Hoy que se debate el futuro de los partidos políticos y las nuevas formas de participación de cara al proceso electoral 2018 así como el costo de la democracia y la necesidad de un nuevo modelo de comunicación política, conviene tener en cuenta que es generalmente aceptada la necesidad de racionalizar y transparentar el costo democrático, aplicando mecanismos de control públicos por parte de la sociedad organizada y de las instituciones responsables de organizar las elecciones y de distribuir el financiamiento a los partidos políticos.
También conviene considerar que hay acciones ciudadanas que no pueden ni deben ser desdeñadas, como la iniciativa de ley 3 de 3 que pretende dejar constancia de la declaración patrimonial, la declaración de intereses y la fiscal a fin de conocer cómo llega y como sale el político de los cargos públicos en situación patrimonial. Está en proceso el nuevo Sistema Nacional Anticorrupción y el Sistema Nacional de Transparencia que, con no pocas resistencias, debe concretarse con la aprobación de sus leyes secundarias y su adecuada implementación.
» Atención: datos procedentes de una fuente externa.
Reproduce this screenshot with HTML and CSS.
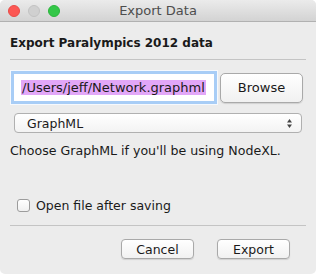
FILE: index.html
```html
<!DOCTYPE html>
<html lang="en">
<head>
  <meta charset="UTF-8" />
  <title>Export Data</title>
  <link rel="stylesheet" href="styles.css">
</head>
<body>
  <div class="window">
    <div class="titlebar">
      <div class="lights">
        <span class="light red"></span>
        <span class="light gray"></span>
        <span class="light green"></span>
      </div>
      <div class="title">Export Data</div>
      <div></div>
    </div>

    <div class="content">
      <h1 class="heading">Export Paralympics 2012 data</h1>
      <hr class="rule" />

      <div class="file-row">
        <div class="path-field"><span class="selected">/Users/jeff/Network.graphml</span></div>
        <button class="btn browse">Browse</button>
      </div>

      <div class="select">
        <span>GraphML</span>
        <svg class="arrows" width="7" height="11" viewBox="0 0 7 11">
          <path d="M3.5 1 L6 4.5 L1 4.5 Z" fill="#444" />
          <path d="M3.5 10 L6 6.5 L1 6.5 Z" fill="#444" />
        </svg>
      </div>

      <p class="hint">Choose GraphML if you'll be using NodeXL.</p>

      <label class="check">
        <span class="box"></span>
        Open file after saving
      </label>
      <hr class="rule" />

      <div class="actions">
        <button class="btn small">Cancel</button>
        <button class="btn small">Export</button>
      </div>
    </div>
  </div>
</body>
</html>
```

FILE: styles.css
```css
body {
  margin: 0;
  background: #ffffff;
  font-family: 'DejaVu Sans', 'Liberation Sans', sans-serif;
  color: #1a1a1a;
}
.window {
  width: 316px;
  height: 274px;
  background: #ececec;
  border-radius: 5px;
  overflow: hidden;
  display: flex;
  flex-direction: column;
}
.titlebar {
  height: 21px;
  background: linear-gradient(#ebebeb, #d3d3d3);
  border-bottom: 1px solid #b1b1b1;
  display: grid;
  grid-template-columns: 1fr auto 1fr;
  align-items: center;
}
.lights {
  display: flex;
  gap: 8px;
  padding-left: 8px;
}
.light {
  width: 12px;
  height: 12px;
  border-radius: 50%;
  box-sizing: border-box;
}
.red {
  background: #fc5753;
  border: 1px solid #e84b47;
}
.gray {
  background: #d0d0d0;
  border: 1px solid #c2c2c2;
}
.green {
  background: #33c748;
  border: 1px solid #2bb53c;
}
.title {
  font-size: 13px;
  color: #4d4d4d;
}
.content {
  padding: 0 10px;
  display: flex;
  flex-direction: column;
}
.heading {
  margin: 13px 0 0;
  font-size: 12px;
  font-weight: bold;
  height: 16px;
  line-height: 16px;
}
.rule {
  margin: 0;
  border: none;
  border-top: 1px solid #c4c4c4;
}
.content > .rule:first-of-type {
  margin-top: 8px;
}
.file-row {
  display: flex;
  align-items: center;
  gap: 3px;
  margin-top: 11px;
  padding-left: 1px;
}
.path-field {
  width: 206px;
  height: 33px;
  box-sizing: border-box;
  border: 3px solid #a8cdf6;
  box-shadow: 0 0 0 1px #f6f9fd;
  background: #ffffff;
  display: flex;
  align-items: center;
  padding-left: 7px;
}
.selected {
  background: #e2a7f8;
  font-size: 13px;
  line-height: 15px;
  padding: 0 1px;
}
.btn {
  font-family: inherit;
  font-size: 12.5px;
  color: #1a1a1a;
  background: linear-gradient(#ffffff, #f1f1f1);
  border: 1px solid #a9a9a9;
  border-radius: 5px;
  box-shadow: 0 1px 1px rgba(0, 0, 0, 0.12);
  padding: 0;
}
.browse {
  width: 83px;
  height: 30px;
  font-size: 13px;
}
.select {
  margin: 9px 4px 0;
  height: 20px;
  box-sizing: border-box;
  border: 1px solid #b0b0b0;
  border-radius: 4px;
  background: linear-gradient(#ffffff, #f3f3f3);
  display: flex;
  align-items: center;
  justify-content: space-between;
  padding: 0 8px 0 12px;
  font-size: 12.5px;
}
.hint {
  margin: 10px 0 0;
  font-size: 12.6px;
  line-height: 16px;
}
.check {
  margin: 38px 0 0 7px;
  display: flex;
  align-items: center;
  gap: 6px;
  font-size: 12.5px;
  height: 16px;
}
.box {
  width: 13px;
  height: 13px;
  box-sizing: border-box;
  border: 1px solid #9c9c9c;
  border-radius: 3px;
  background: linear-gradient(#ffffff, #f0f0f0);
}
.check + .rule {
  margin-top: 12px;
}
.actions {
  display: flex;
  justify-content: flex-end;
  gap: 23px;
  margin: 13px 16px 0 0;
}
.small {
  width: 73px;
  height: 20px;
  border-radius: 4px;
}
```
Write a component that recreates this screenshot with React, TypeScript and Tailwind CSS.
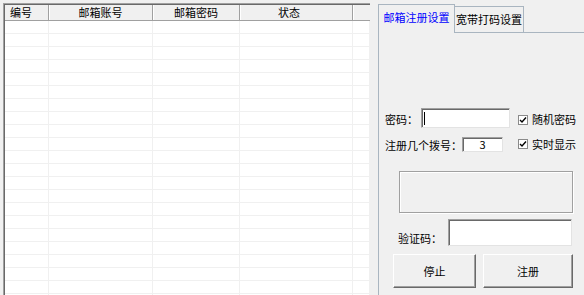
import React from "react";

const rows = Array.from({ length: 22 });

function CheckBox({ label }: { label: string }) {
  return (
    <div className="flex items-center">
      <div className="w-[10px] h-[10px] bg-white border border-[#8a8a8a] flex items-center justify-center">
        <svg width="8" height="8" viewBox="0 0 8 8">
          <path d="M1 4 L3 6 L7 1.5" fill="none" stroke="#000" strokeWidth="1.4" />
        </svg>
      </div>
      <span className="ml-[4px]">{label}</span>
    </div>
  );
}

function WinButton({ label, w }: { label: string; w: string }) {
  return (
    <div
      className={`${w} h-[34px] flex items-center justify-center bg-[#f0f0f0] border border-t-white border-l-white border-r-[#696969] border-b-[#696969] shadow-[inset_-1px_-1px_0_#a0a0a0]`}
    >
      {label}
    </div>
  );
}

export default function App() {
  return (
    <div className="w-[584px] h-[295px] overflow-hidden bg-[#f0f0f0] flex text-[11px] leading-[13px] text-black font-['Noto_Sans_CJK_SC','Liberation_Sans',sans-serif]">
      {/* account list */}
      <div className="mt-[3px] ml-[3px] w-[367px] h-[292px] border-l border-t border-[#a0a0a0] flex flex-col">
        <div className="flex-1 border-l border-t border-[#696969] bg-white flex flex-col overflow-hidden">
          <div className="h-[16px] shrink-0 flex bg-[#f0f0f0] border-b border-[#a0a0a0]">
            <div className="w-[44px] border-r border-[#a0a0a0] flex items-center pl-[5px]">编号</div>
            <div className="w-[104px] border-r border-[#a0a0a0] shadow-[inset_1px_0_0_#fff] flex items-center justify-center">邮箱账号</div>
            <div className="w-[87px] border-r border-[#a0a0a0] shadow-[inset_1px_0_0_#fff] flex items-center justify-center">邮箱密码</div>
            <div className="w-[113px] border-r border-[#a0a0a0] shadow-[inset_1px_0_0_#fff] flex items-center justify-center pr-[14px]">状态</div>
            <div className="flex-1 shadow-[inset_1px_0_0_#fff]" />
          </div>
          {rows.map((_, i) => (
            <div key={i} className="h-[13px] shrink-0 flex border-b border-[#f0f0f0]">
              <div className="w-[44px] border-r border-[#f0f0f0]" />
              <div className="w-[104px] border-r border-[#f0f0f0]" />
              <div className="w-[87px] border-r border-[#f0f0f0]" />
              <div className="w-[113px] border-r border-[#f0f0f0]" />
              <div className="flex-1 border-r border-[#f0f0f0]" />
            </div>
          ))}
        </div>
      </div>

      {/* settings tabs */}
      <div className="ml-[8px] flex-1 flex flex-col pt-[4px]">
        <div className="h-[28px] shrink-0 flex items-end">
          <div className="relative z-10 -mb-px w-[77px] h-[29px] bg-[#f0f0f0] border border-b-0 border-[#a9b5c0] flex justify-center pt-[6px] text-[#0000ff]">
            邮箱注册设置
          </div>
          <div className="w-[69px] h-[26px] bg-[#f0f0f0] border border-b-0 border-l-0 border-[#a9b5c0] flex justify-center pt-[6px]">
            宽带打码设置
          </div>
        </div>
        <div className="flex-1 border-l border-t border-[#a9b5c0] flex flex-col">
          <div className="mt-[75px] h-[20px] flex items-center pl-[6px]">
            <span className="w-[36px] pt-[3px]">密码：</span>
            <div className="w-[89px] h-[20px] bg-white border border-[#a0a0a0] border-b-[#e3e3e3] border-r-[#e3e3e3] shadow-[inset_1px_1px_0_#696969] flex items-center">
              <span className="ml-[2px] w-px h-[13px] bg-black" />
            </div>
            <div className="ml-[8px] pt-[3px]">
              <CheckBox label="随机密码" />
            </div>
          </div>

          <div className="mt-[8px] h-[16px] flex items-center pl-[6px]">
            <span className="w-[77px] pt-[2px]">注册几个拨号：</span>
            <div className="w-[41px] h-[15px] bg-white border border-[#a0a0a0] border-b-[#e3e3e3] border-r-[#e3e3e3] shadow-[inset_1px_1px_0_#696969] flex items-center justify-center">
              3
            </div>
            <div className="ml-[15px]">
              <CheckBox label="实时显示" />
            </div>
          </div>

          <div className="mt-[19px] ml-[20px] w-[174px] h-[42px] border border-[#a0a0a0] shadow-[inset_1px_1px_0_#fff,1px_1px_0_#fff]" />

          <div className="mt-[6px] ml-[19px] flex items-center">
            <span className="w-[50px] pt-[11px]">验证码：</span>
            <div className="w-[124px] h-[27px] bg-white border border-[#a0a0a0] border-b-[#e3e3e3] border-r-[#e3e3e3] shadow-[inset_1px_1px_0_#696969]" />
          </div>

          <div className="mt-[8px] ml-[14px] flex gap-[7px]">
            <WinButton label="停止" w="w-[83px]" />
            <WinButton label="注册" w="w-[90px]" />
          </div>
        </div>
      </div>
    </div>
  );
}
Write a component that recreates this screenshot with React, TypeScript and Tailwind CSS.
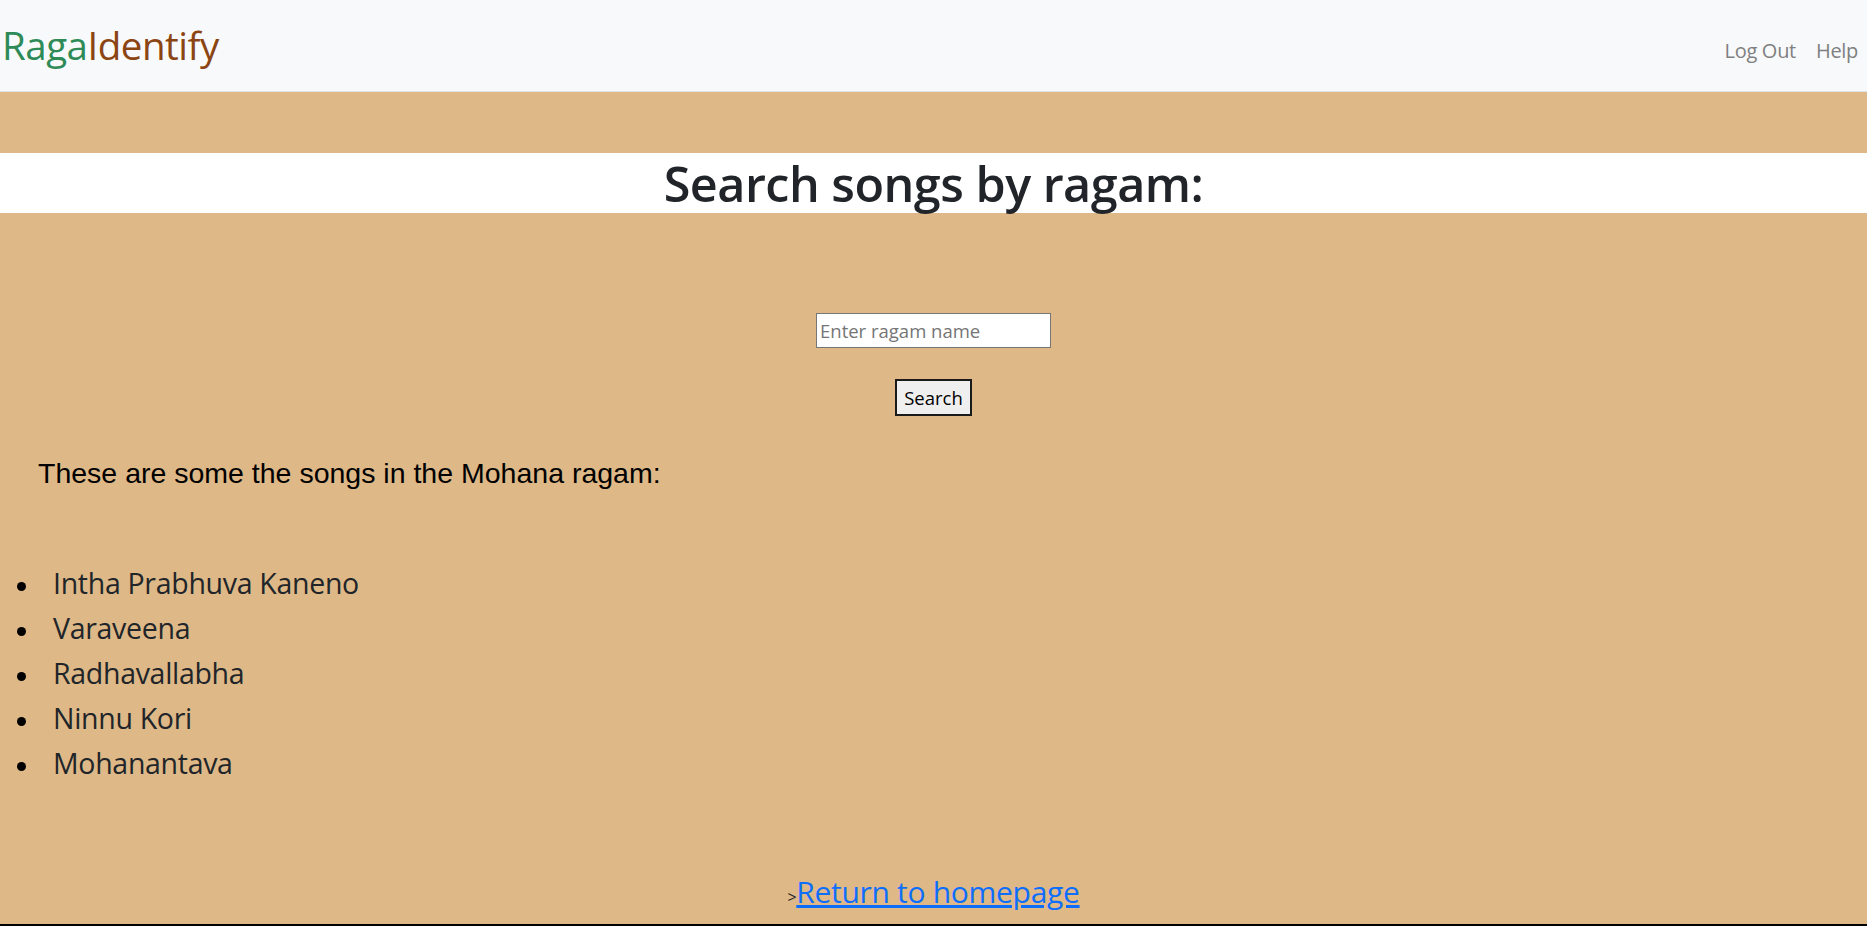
export default function App() {
  const songs = ["Intha Prabhuva Kaneno", "Varaveena", "Radhavallabha", "Ninnu Kori", "Mohanantava"];
  const seg = { fontFamily: '"Open Sans", "Noto Sans", sans-serif' };
  return (
    <div className="min-h-[926px] bg-[#deb887] flex flex-col" style={seg}>
      <nav className="h-[92px] bg-[#f8f9fa] border-b border-[#dee2e6] flex items-center justify-between pr-[9px]">
        <div className="text-[38.5px] leading-none tracking-[-0.5px] pl-[2px] mt-[0px]">
          <span className="text-[#2e8b57]">Raga</span>
          <span className="text-[#8b4513]">Identify</span>
        </div>
        <div className="flex items-center gap-[20px] text-[20px] text-[#7f8081] tracking-[-0.3px] mt-[10px]">
          <span>Log Out</span>
          <span>Help</span>
        </div>
      </nav>
      <h1 className="mt-[61px] h-[60px] bg-white text-center text-[48.5px] leading-[60px] font-semibold text-[#212529] tracking-[-0.5px]">
        Search songs by ragam:
      </h1>
      <div className="flex flex-col items-center mt-[100px]">
        <input
          placeholder="Enter ragam name"
          className="w-[235px] h-[35px] bg-white border border-[#767676] px-[3px] text-[18.5px] text-black placeholder:text-[#757575] outline-none"
        />
        <button className="mt-[31px] w-[77px] h-[37px] bg-[#efefef] border-2 border-[#1a1a1a] text-[18.5px] text-black">
          Search
        </button>
      </div>
      <p className="mt-[42px] ml-[38px] text-[28.5px] leading-[30px] text-black" style={{ fontFamily: '"Liberation Sans", Arial, sans-serif' }}>
        These are some the songs in the Mohana ragam:
      </p>
      <ul className="mt-[73px] text-[28.5px] leading-[45px] text-[#212529] tracking-[-0.3px]">
        {songs.map((s) => (
          <li key={s} className="flex items-center">
            <span className="w-[53px] flex items-center">
              <span className="ml-[17px] mt-[6px] w-[9px] h-[9px] rounded-full bg-black" />
            </span>
            <span>{s}</span>
          </li>
        ))}
      </ul>
      <div className="mt-[83px] text-center text-[30px] leading-[45px] tracking-[-0.3px]">
        <span className="text-[16px] text-[#212529]">&gt;</span>
        <a href="#" className="text-[#0d6efd] underline">Return to homepage</a>
      </div>
      <div className="flex-1" />
      <div className="h-[2px] bg-black" />
    </div>
  );
}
Como puede advertirse, estamos ante un tema impostergable que, en resumen, tiene que ver con depurar y transparentar la vida pública de México y democratizar el acceso al poder así como con garantizar la legitimidad de nuestras autoridades en el servicio público. Tiene que ver con avanzar en el camino, impulsado por la última reforma política, que hizo a los partidos sujetos de fiscalización, impuso nuevas sanciones a la violación de topes de campaña y definió nuevos umbrales a los partidos para conservar su registro y acceder a financiamiento. Adicionalmente, se promueven sendas comisiones anticorrupción y de ética partidista y hay procesos de desafuero contra agentes del crimen organizado infiltrados en la política; con todo, hay que reconocer que esto aún no es suficiente.
La urgencia e importancia de avanzar en esta vía está relacionada con la convicción del papel insustituible de los partidos políticos, sin detrimento de otras formas de participación, para afinar la disonancia y consolidar nuestra democracia.